§ **Given exercise**: Your task is to copy each line that has the word "components".

*-*-*

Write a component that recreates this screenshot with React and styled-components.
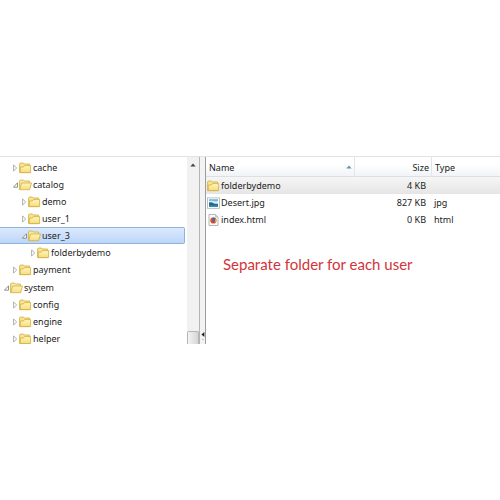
import React, { useState } from "react";
import styled, { createGlobalStyle } from "styled-components";

const tree = [
  { name: "cache", level: 1 },
  { name: "catalog", level: 1, open: true },
  { name: "demo", level: 2 },
  { name: "user_1", level: 2 },
  { name: "user_3", level: 2, open: true },
  { name: "folderbydemo", level: 3 },
  { name: "payment", level: 1 },
  { name: "system", level: 0, open: true },
  { name: "config", level: 1 },
  { name: "engine", level: 1 },
  { name: "helper", level: 1 },
];

const files = [
  { name: "folderbydemo", size: "4 KB", type: "", icon: "folder" },
  { name: "Desert.jpg", size: "827 KB", type: "jpg", icon: "image" },
  { name: "index.html", size: "0 KB", type: "html", icon: "html" },
];

const Arrow = ({ open }) => (
  <svg width="6" height="8" viewBox="0 0 6 8" fill="#fff" strokeWidth="0.8">
    {open ? (
      <path d="M4.5 1.8V6.2H0.4Z" stroke="#777" />
    ) : (
      <path d="M0.6 1L3.7 4L0.6 7Z" stroke="#9a9a9a" />
    )}
  </svg>
);

const FolderIcon = ({ open }) => (
  <svg width="13" height="12" viewBox="0 0 13 12">
    <defs>
      <linearGradient id="folder" x1="0" y1="0" x2="0" y2="1">
        <stop offset="0" stopColor="#fff6bd" />
        <stop offset="1" stopColor="#f6dc7c" />
      </linearGradient>
    </defs>
    {open ? (
      <g stroke="#d0ad40" strokeWidth="0.8" strokeLinejoin="round">
        <path d="M0.6 10.6V2L1.4 1H4.4L5.4 2H10.4V5" fill="#fbeaa0" />
        <path d="M0.7 10.7L2.6 4H12.5L10.6 10.7Z" fill="url(#folder)" />
      </g>
    ) : (
      <g stroke="#d0ad40" strokeWidth="0.8" strokeLinejoin="round">
        <path d="M0.6 10.6V2L1.4 1H4.4L5.4 2H10.6V10.6Z" fill="#f9e38c" />
        <path d="M1.3 10.6V5L4.4 5L5.4 3.6H11.6V10.6Z" fill="url(#folder)" />
      </g>
    )}
  </svg>
);

const ImageIcon = () => (
  <svg width="13" height="12" viewBox="0 0 13 12">
    <rect x="0.5" y="0.9" width="12" height="10.4" fill="#fff" stroke="#aab2b8" strokeWidth="0.8" />
    <rect x="2" y="2.2" width="9" height="7.6" fill="#6fb6e2" />
    <path d="M2 4.2C5 2.8 7 5.4 11 4V6.4H2Z" fill="#d5effa" />
    <path d="M2 5.4L4.6 5.2L8 7L11 7.2V9.8H2Z" fill="#256a80" />
    <path d="M2 8.6L11 8.8V9.8H2Z" fill="#3f8fc4" />
  </svg>
);

const HtmlIcon = () => (
  <svg width="13" height="12" viewBox="0 0 13 12">
    <path d="M2 0.5H8.6L11 2.9V11.5H2Z" fill="#fafafa" stroke="#a5a5a5" strokeWidth="0.8" />
    <path d="M8.6 0.5V2.9H11" fill="#ddd" stroke="#a5a5a5" strokeWidth="0.6" />
    <circle cx="6.4" cy="6.4" r="3.1" fill="#e2622a" />
    <circle cx="6.8" cy="5.8" r="2" fill="#3b6fb5" />
    <path d="M3.4 5C3.8 7.4 6 8 8.6 6.8C8 9.8 3.4 10.2 3.4 5Z" fill="#d8431f" />
    <path d="M8.4 4.2C9.6 5.6 9.5 7.4 8.2 8.6L8 6.6Z" fill="#f4a640" />
  </svg>
);

const FileIcon = ({ type }) => {
  if (type === "image") return <ImageIcon />;
  if (type === "html") return <HtmlIcon />;
  return <FolderIcon />;
};

const App = () => {
  const [selected, setSelected] = useState("user_3");

  return (
    <Page>
      <GlobalStyle />
      <Explorer>
        <Tree>
          {tree.map((item) => (
            <TreeItem key={item.name} $root={item.level === 0}>
              <TreeButton
                type="button"
                $level={item.level}
                $selected={item.name === selected}
                onClick={() => setSelected(item.name)}
              >
                <Arrow open={item.open} />
                <FolderIcon open={item.open} />
                <Label>{item.name}</Label>
              </TreeButton>
            </TreeItem>
          ))}
        </Tree>
        <ScrollBar>
          <ScrollUp type="button" aria-label="Scroll up">
            <svg width="6" height="4" viewBox="0 0 6 4">
              <path d="M0.3 3.6L3 0.4L5.7 3.6Z" fill="#444" />
            </svg>
          </ScrollUp>
          <Thumb />
        </ScrollBar>
        <Splitter>
          <svg width="4" height="8" viewBox="0 0 4 8">
            <path d="M3.4 0V5L0.4 2.5Z" fill="#222" />
            <rect x="1.5" y="7" width="1" height="1" fill="#999" />
          </svg>
        </Splitter>
        <FilePane>
          <FileTable>
            <colgroup>
              <NameCol />
              <SizeCol />
              <col />
            </colgroup>
            <thead>
              <tr>
                <HeadCell>
                  <SortHead>
                    Name
                    <svg width="6" height="4" viewBox="0 0 6 4">
                      <path d="M0.3 3.6L3 0.6L5.7 3.6Z" fill="#6f8fa8" />
                    </svg>
                  </SortHead>
                </HeadCell>
                <HeadCell $right>Size</HeadCell>
                <HeadCell>Type</HeadCell>
              </tr>
            </thead>
            <tbody>
              {files.map((file) => (
                <FileRow key={file.name} $active={file.icon === "folder"}>
                  <Cell>
                    <FileName>
                      <FileIcon type={file.icon} />
                      <Label>{file.name}</Label>
                    </FileName>
                  </Cell>
                  <Cell $right>{file.size}</Cell>
                  <Cell>{file.type}</Cell>
                </FileRow>
              ))}
            </tbody>
          </FileTable>
          <Note>Separate folder for each user</Note>
        </FilePane>
      </Explorer>
    </Page>
  );
};

export default App;

const GlobalStyle = createGlobalStyle`
  * {
    box-sizing: border-box;
  }
  body {
    margin: 0;
    background: #fff;
    color: #1c1c1c;
    font: 9px/17px "Noto Sans", "Open Sans", sans-serif;
  }
  button {
    padding: 0;
    border: 0;
    background: none;
    color: inherit;
    font: inherit;
  }
  svg {
    display: block;
    flex: none;
  }
`;

const Page = styled.main`
  min-height: 100vh;
  display: flex;
  align-items: center;
`;

const Explorer = styled.div`
  width: 100%;
  display: flex;
  border-top: 1px solid #e3e3e3;
`;

const Tree = styled.ul`
  flex: 1;
  max-width: 187px;
  height: 187px;
  margin: 0;
  padding: 2px 2px 0 0;
  overflow: hidden;
  list-style: none;
`;

const TreeItem = styled.li`
  height: 17px;
  margin-top: ${(props) => (props.$root ? 1 : 0)}px;
  display: flex;
`;

const TreeButton = styled.button`
  flex: 1;
  display: flex;
  align-items: center;
  padding-left: ${(props) => 4 + props.$level * 9}px;
  border: 1px solid ${(props) => (props.$selected ? "#8fb2dd" : "transparent")};
  border-left: 0;
  border-radius: 0 2px 2px 0;
  background: ${(props) =>
    props.$selected ? "linear-gradient(#dbe9fc, #bdd6f8)" : "none"};
  text-align: left;
`;

const Label = styled.span`
  margin-left: 1px;
  white-space: nowrap;
`;

const ScrollBar = styled.div`
  width: 12px;
  display: flex;
  flex-direction: column;
  justify-content: space-between;
  background: #f1f1f1;
`;

const ScrollUp = styled.button`
  height: 15px;
  display: flex;
  align-items: center;
  justify-content: center;
`;

const Thumb = styled.div`
  height: 13px;
  border: 1px solid #b4b4b4;
  border-bottom: 0;
  border-radius: 2px 2px 0 0;
  background: linear-gradient(90deg, #f4f4f4, #d6d6d8);
`;

const Splitter = styled.div`
  width: 7px;
  display: flex;
  align-items: flex-end;
  justify-content: center;
  padding-bottom: 4px;
  border-left: 1px solid #b4b4b4;
  border-right: 1px solid #9a9da2;
  background: #f3f3f3;
`;

const FilePane = styled.section`
  flex: 1;
  min-width: 0;
`;

const FileTable = styled.table`
  width: 100%;
  table-layout: fixed;
  border-collapse: separate;
  border-spacing: 0;
`;

const NameCol = styled.col`
  width: 149px;
`;

const SizeCol = styled.col`
  width: 77px;
`;

const HeadCell = styled.th`
  height: 20px;
  padding: 1px 2px 0 3px;
  border-right: 1px solid #e0e6ec;
  border-bottom: 1px solid #dcdfe3;
  background: linear-gradient(#fff 40%, #f1f3f6);
  font-weight: normal;
  text-align: ${(props) => (props.$right ? "right" : "left")};

  &:last-child {
    border-right: 0;
  }
`;

const SortHead = styled.span`
  display: flex;
  align-items: center;
  justify-content: space-between;
`;

const FileRow = styled.tr`
  background: ${(props) =>
    props.$active ? "linear-gradient(#f6f6f6, #e5e5e5)" : "none"};
`;

const Cell = styled.td`
  height: 17px;
  padding: 0 6px 0 1px;
  text-align: ${(props) => (props.$right ? "right" : "left")};

  &:last-child {
    padding-left: 2px;
  }
`;

const FileName = styled.span`
  display: flex;
  align-items: center;
`;

const Note = styled.p`
  margin: 24px 0 0 17px;
  color: #d2343a;
  font: 15px/24px Lato, sans-serif;
`;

*-*-*

§ **Exercise solution**:
Write a component that recreates this screenshot with React and styled-components.
import styled, { createGlobalStyle } from "styled-components";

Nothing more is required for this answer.